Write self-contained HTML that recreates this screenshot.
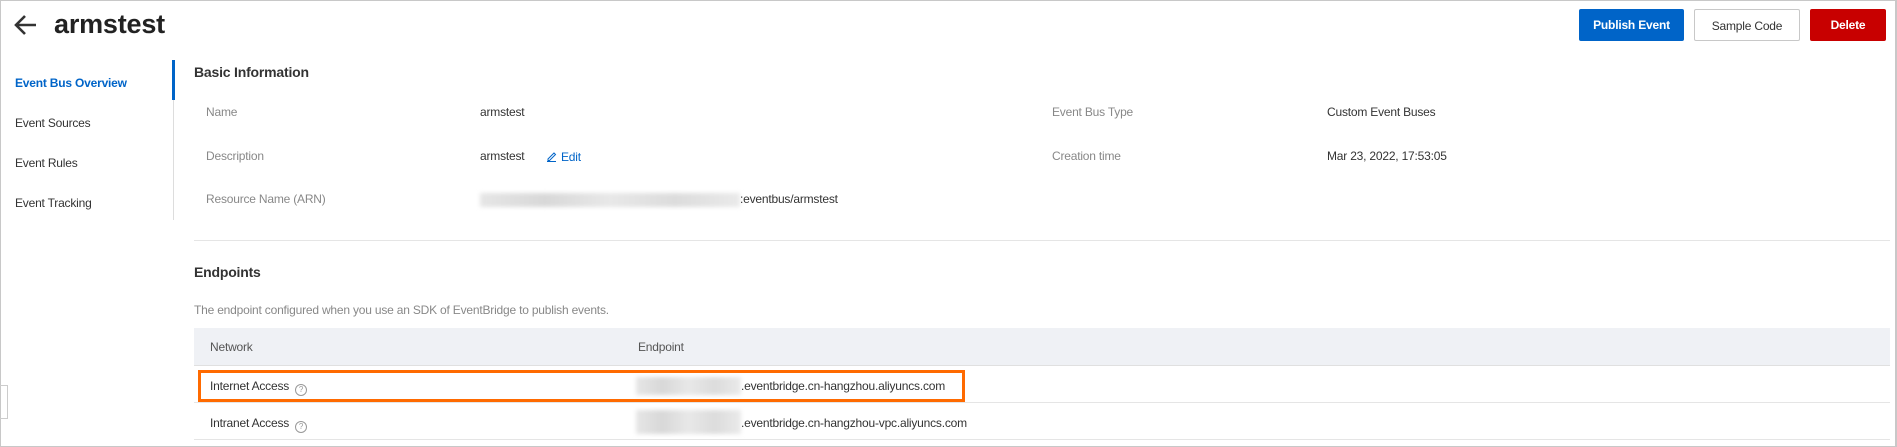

▬▬▬▬▬▬

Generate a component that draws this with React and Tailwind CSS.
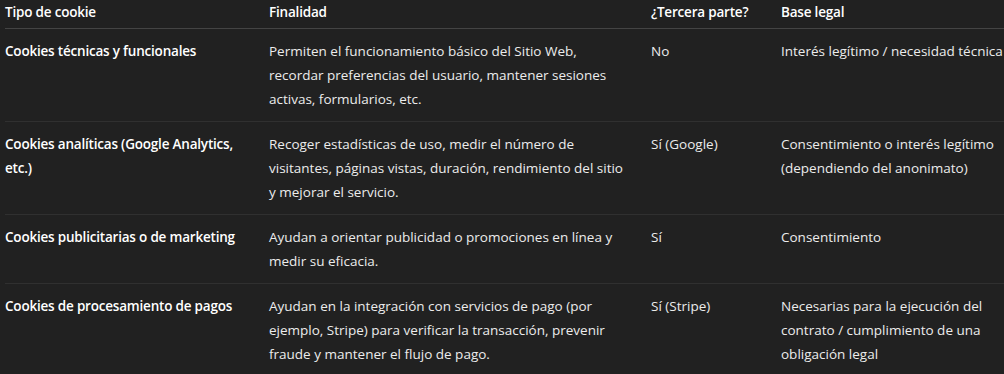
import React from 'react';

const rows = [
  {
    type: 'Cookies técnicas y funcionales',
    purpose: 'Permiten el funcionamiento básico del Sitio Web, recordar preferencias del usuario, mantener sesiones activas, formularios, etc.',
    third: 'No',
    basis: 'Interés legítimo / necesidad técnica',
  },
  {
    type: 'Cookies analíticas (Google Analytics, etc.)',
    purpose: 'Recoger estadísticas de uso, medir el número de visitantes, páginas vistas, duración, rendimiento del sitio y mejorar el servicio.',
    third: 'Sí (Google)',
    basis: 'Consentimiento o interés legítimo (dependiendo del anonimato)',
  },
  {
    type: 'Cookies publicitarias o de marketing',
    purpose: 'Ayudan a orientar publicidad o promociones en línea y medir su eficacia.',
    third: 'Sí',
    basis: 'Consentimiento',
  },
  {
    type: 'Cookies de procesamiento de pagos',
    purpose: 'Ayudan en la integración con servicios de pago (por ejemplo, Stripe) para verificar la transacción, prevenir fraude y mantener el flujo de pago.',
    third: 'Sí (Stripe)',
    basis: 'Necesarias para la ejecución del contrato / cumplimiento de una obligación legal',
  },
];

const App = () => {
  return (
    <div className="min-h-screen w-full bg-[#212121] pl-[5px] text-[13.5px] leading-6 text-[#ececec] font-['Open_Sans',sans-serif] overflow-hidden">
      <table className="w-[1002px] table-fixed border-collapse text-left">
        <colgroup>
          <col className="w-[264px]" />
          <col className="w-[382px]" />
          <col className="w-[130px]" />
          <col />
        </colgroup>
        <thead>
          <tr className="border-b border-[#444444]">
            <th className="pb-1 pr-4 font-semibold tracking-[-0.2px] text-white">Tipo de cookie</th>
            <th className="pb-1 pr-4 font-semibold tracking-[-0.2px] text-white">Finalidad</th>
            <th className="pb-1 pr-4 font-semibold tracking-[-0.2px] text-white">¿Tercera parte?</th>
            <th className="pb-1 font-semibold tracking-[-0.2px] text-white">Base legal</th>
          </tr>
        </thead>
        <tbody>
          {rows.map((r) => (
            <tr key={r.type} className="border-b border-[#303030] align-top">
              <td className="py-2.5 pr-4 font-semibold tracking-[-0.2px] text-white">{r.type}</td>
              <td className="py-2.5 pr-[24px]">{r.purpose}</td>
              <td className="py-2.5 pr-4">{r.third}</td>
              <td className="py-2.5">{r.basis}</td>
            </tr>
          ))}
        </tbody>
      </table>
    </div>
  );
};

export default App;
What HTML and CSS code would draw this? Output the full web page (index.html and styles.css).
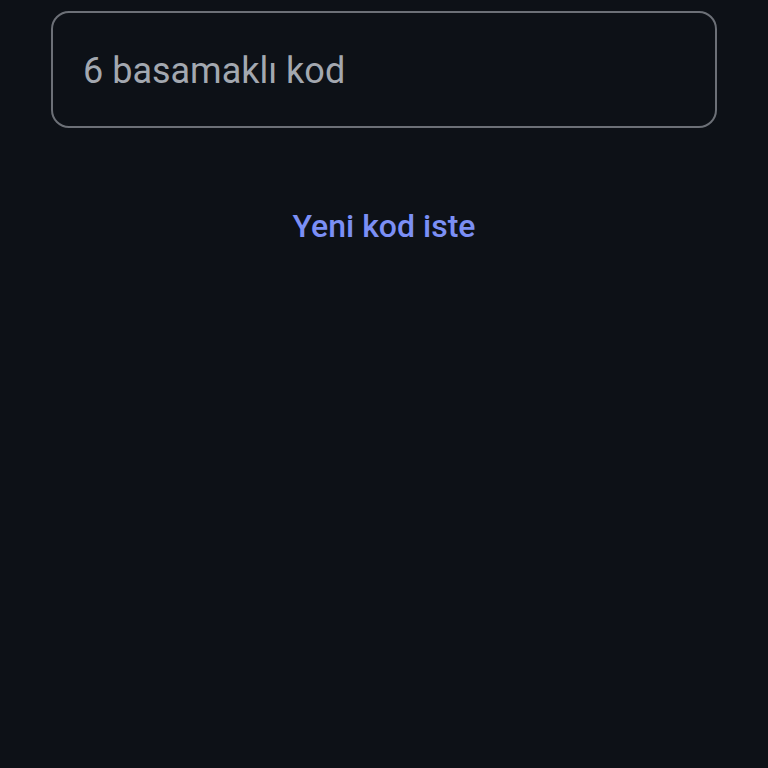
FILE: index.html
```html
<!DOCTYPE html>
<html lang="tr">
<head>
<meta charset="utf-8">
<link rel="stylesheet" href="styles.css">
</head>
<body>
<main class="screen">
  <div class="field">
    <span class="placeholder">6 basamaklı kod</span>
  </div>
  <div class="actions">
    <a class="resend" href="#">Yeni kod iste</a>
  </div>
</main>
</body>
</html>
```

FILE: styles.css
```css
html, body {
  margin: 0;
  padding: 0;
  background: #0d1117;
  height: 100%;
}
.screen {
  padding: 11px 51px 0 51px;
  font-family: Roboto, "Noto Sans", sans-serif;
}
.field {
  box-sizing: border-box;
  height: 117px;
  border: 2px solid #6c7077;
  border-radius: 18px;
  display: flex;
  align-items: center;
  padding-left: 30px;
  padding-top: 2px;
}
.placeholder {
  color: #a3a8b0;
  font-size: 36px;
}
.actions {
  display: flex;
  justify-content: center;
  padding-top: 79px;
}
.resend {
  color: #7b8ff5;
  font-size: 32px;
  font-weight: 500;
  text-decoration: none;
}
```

▬▬▬▬▬▬

Take every line containing the word "React" and copy it.

> _The response_
Generate a component that draws this with React and Tailwind CSS.
import React from 'react';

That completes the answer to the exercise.